Un colpo di stato militare pose fine alla breve esperienza repubblicana, aprendo la strada alla restaurazione borbonica e all’incoronazione di Alfonso XII. Dal filone di pensiero federalista germogliò il catalanismo politico, il cui manifesto è considerato il volume Lo catalanisme di Valentì Almirall del 1886. Il catalanismo assunse tuttavia caratteri marcatamente nazionalistici solo agli inizi del XX secolo: La nacionalitat catalana (1906) di Enric Prat de la Riba ne rappresenta quasi una sorta di manifesto politico, la Lliga Regionalista la sua espressione partitica, la Mancomunitat de Catalunya la prima istituzione.

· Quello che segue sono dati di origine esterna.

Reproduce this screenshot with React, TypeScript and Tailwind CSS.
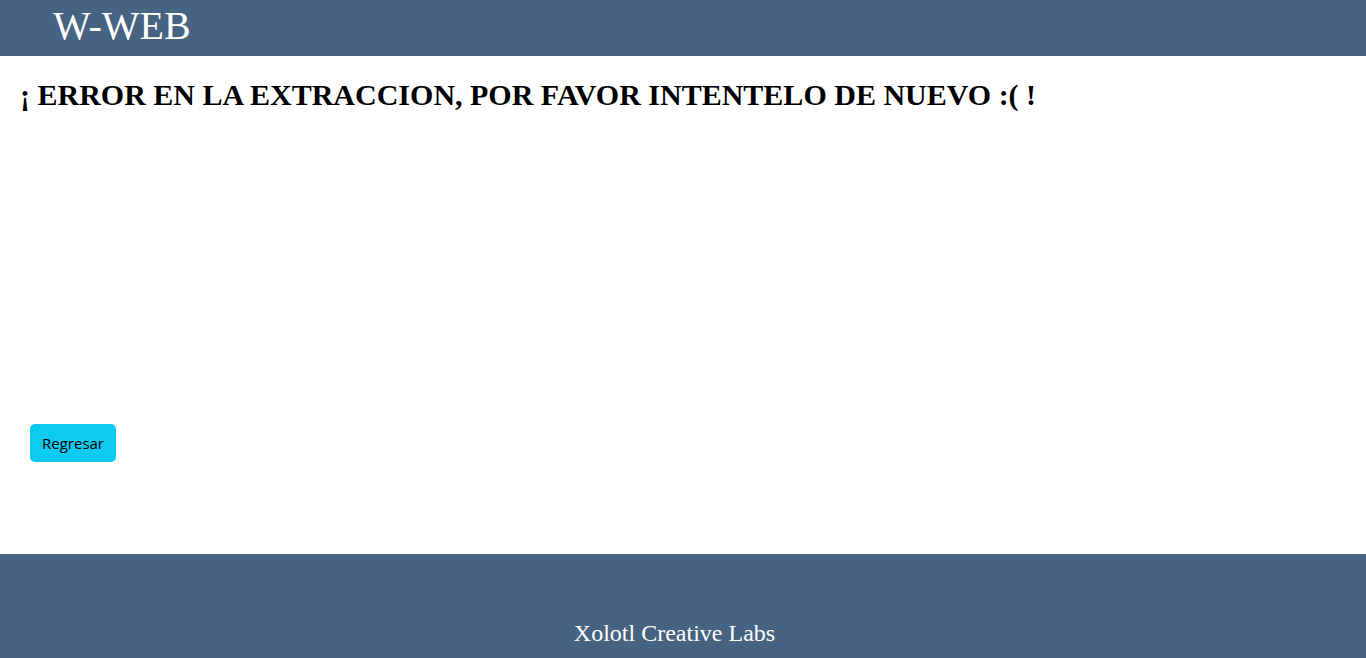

Dopo la parentesi rappresentata dalla dittatura di Miguel Primo de Rivera (1923-1930), il catalanismo rifiorì negli anni della Seconda Repubblica, con il leader della Esquerra Republicana de Catalunya Francesc Macià che rispolverò l’idea di uno Stato catalano integrato in una Federazione di Repubbliche iberiche. La Generalitat sostituì allora la defunta Mancomunitat e venne elaborato uno Statuto di Autonomia. Queste aspirazioni furono tarpate dalla guerra civile e poi dalla dittatura franchista, ma resistettero alla ispanizzazione forzata e alla repressione e si ripresentarono quarant’anni più tardi durante la Transizione democratica.
La Costituzione del 1978 ha portato al consolidamento di uno Stato democratico di diritto e alla formazione di uno Stato delle Autonomie, cioè alla costituzione di 17 Comunità autonome. Questo risultato non è parso tuttavia sufficiente ad alcune componenti radicali dei nazionalismi regionali, e così la questione catalana è rimasta irrisolta sino agli ultimi avvenimenti di questi giorni. Se non fosse già troppo tardi, perché il fattore tempo in certi momenti è davvero determinante, il progetto federalista, ereditato dalla prima e dalla seconda Repubblica, potrebbe rappresentare l’ultima carta da giocare per scongiurare la secessione. E alla secessione catalana potrebbe fare seguito quella basca, innescando la disgregazione dello Stato nazionale spagnolo, con seri rischi di contagio ad altre regioni d’Europa: dall’Irlanda del Nord alla Corsica, dalle Fiandre alla Baviera. Per questo l’Unione europea segue con tanta apprensione e prudenza la vicenda catalana.